The reason I enjoyed this book is because I now know a whole load of things I did not know before including:

  • what Developmental Prosopagnosia is
  • what the dual nationalities of Schrödinger of Schrödinger’s cat fame were
  • how to whip up perfect scrambled eggs
  • how to pick a pin-tumbler (that’s a lock by the way)
  • what tellines are and how to cook them; it involves pink garlic and hazelnuts
  • how to get out of a French police station if I’ve been arrested for not having enough breathalyzers or high vis jackets in my car
  • where the flying sequences of the film The Blue Max were filmed
  • what the origin is of the canker which is affecting the plane trees which line the Canal du Midi …

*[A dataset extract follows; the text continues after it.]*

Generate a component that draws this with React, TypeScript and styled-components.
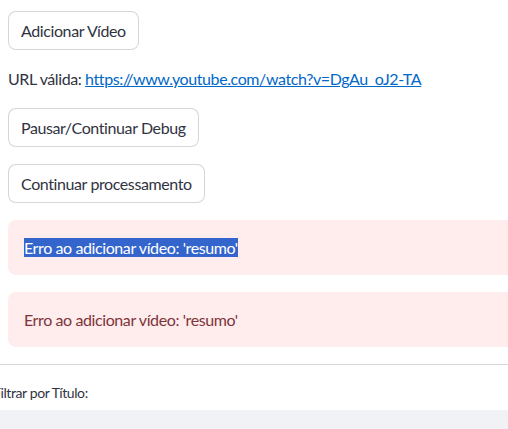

I could go on but I’m sure you’re getting the idea by now. Ghost Flight is very well written and funny.  This is one of my favourite lines:

You can tell a lot about a man from his shoes: who he is, what he’s like. If eyes are the window to the soul, then shoes are the Velux skylight.

So there’s something for everyone here, including a few good recipes thrown in for free. In fact my feeling is that if Kinky Friedman were Irish he might well turn out to be Mel Healy.

The last paragraph in the book is this:

That’s the trouble with this town; when people say, “I’ve just finished that book,” you never know whether they are talking about reading one or writing one.

I, for one, am hoping that Mel Healy is getting on and writing the next Moss Reid mystery right now.

Finally, I must issue a severe warning: WHATEVER YOU DO, DO NOT READ THIS BOOK WHILE HUNGRY. Otherwise you’ll find yourself listening to a growling stomach, while staring disconsolately into your fridge, wishing for Arnaud, Moss and Colley to turn up at the door in Tintin (read the book to find out what Tintin is) and rustle you up some perfect tellines de camargue.